3. Further Information. Notwithstanding anything to the contrary in the
Partnership Agreement or the Investor's Subscription Agreement, the General Partner
agrees that the Investor will not be required to provide (i) any personal or financial
information regarding its members, managers, settlors, trustees, agents, employees, other
representatives or beneficial owners, or (ii) any of the information or documentation set
forth in Section 6.2(b) of the Partnership Agreement, other than information that has
previously been provided in the Investor's Subscription Agreement.
4. Advisory Committee Materials: Observer Rights. The General Partner
shall, as soon as reasonably practicable, forward to the Investor all materials provided to
the members of the Advisory Committee if also offered to all limited partners.

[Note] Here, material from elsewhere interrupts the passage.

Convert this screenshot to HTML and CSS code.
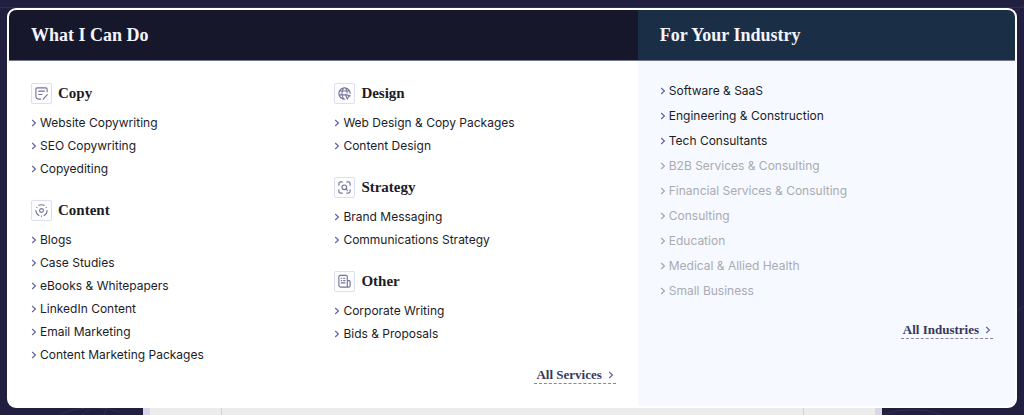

5. Alternative Investment Vehicles: Parallel Vehicles. The General Partner
agrees that the Investor shall not be required to participate in any investment through any
Alternative Investment Vehicle or Parallel Vehicle without the Investor's prior written
consent (such consent not to be unreasonably withheld). If the General Partner intends to
form an Alternative Investment Vehicle in which the General Partner will request that the
Investor participate, the General Partner will provide the Investor with drafts of the
governing documents of such Alternative Investment Vehicle as soon as reasonably
practicable and in advance of the date that the Investor would become a participant in
such Alternative Investment Vehicle.
6. Application to Alternative Investment Vehicles and Parallel Vehicles.
Notwithstanding anything to the contrary in the Partnership Agreement, the General
Partner hereby agrees that the provisions of this letter agreement shall apply, to the extent
relevant, to any investment holding company, Parallel Vehicle and/or Alternative
Investment Vehicle used by the General Partner or the Partnership in relation to the
Investments made by the Partnership.
7. Opinion of the Investor's In-House Counsel. The General Partner agrees
that, in connection with any opinion of the Investor's counsel, in-house counsel shall be
deemed by the General Partner to be reasonably acceptable counsel for the Investor.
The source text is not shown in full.